Eggs, boiled and scrambled are nourishing but are slow to digest and take longer to go through the digestive system. Soft-cooked eggs nourish the body remarkably fast. Eggs cooked in stews are less harmful than boiled eggs and faster to digest.
When preparing the vegetable of your choice, heat in water in a pot and let it come to a full rolling boil. Pick over the vegetables and tie them in bundles or just add them to the boiling water. There should be more than enough water to cover the vegetables. Keep a hot steady fire under the pot. When you add the vegetables, do not let the fire go any lower. On the contrary, feed it with more fuel.
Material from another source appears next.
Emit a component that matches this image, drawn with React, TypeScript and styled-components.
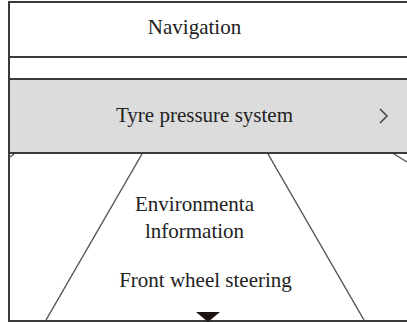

While vegetables are boiling, cover the pot with a lid otherwise they will turn yellow. Moreover, do not add cold water while the vegetables are boiling as this will also cause them to turn yellow. Once the vegetables are cooked, take them out of the pot, and arrange them on a platter.
A recipe for white omelet
Thoroughly wash a frying pan and pour into it 2 tablespoons of sweet and mellow olive oil. Now, take 10 eggs, break them in a green-glazed bowl, and pour into them ⅓ cup of milk. Add a handful of ground pistachio, almond, and walnut, all ground. Beat the mixture very well and pour into the frying pan. When the bottom side is done, flip it to the other side. Then take it away from the fire. It will taste like ripe fresh dates, remarkably excellent and delicious, God willing.
A recipe for rice with milk
Wash the rice and let it soak in milk overnight. Put water in a large copper pot or a regular pot, according to your estimate, the amount should be enough to cover the rice or a little less. Add fat to water. It can clarified butter from cows milk, almond oil, or fresh sesame oil. Let the pot boil once.
Add the soaked rice and a suitable amount of honey. Wait until it is almost cooked and then start adding milk gradually until the rice is fully cooked and it has absorbed all the milk. Take the pot away from the fire.
It would be even more delicious if you substitute honey with ground white sugar. Besides, you need to soak the rice in fresh milk that has just been milked. Soaking the rice overnight in milk can only be done in cold weather.
On eating right
Al-Warraq noted seeing a table which had this inscription in gold: “Let your food be the best you can get to keep your body strong and fit. Know that you can eat what you crave and what you do not crave will eat you. Therefore, do not eat to your fill, nor should you starve yourself.”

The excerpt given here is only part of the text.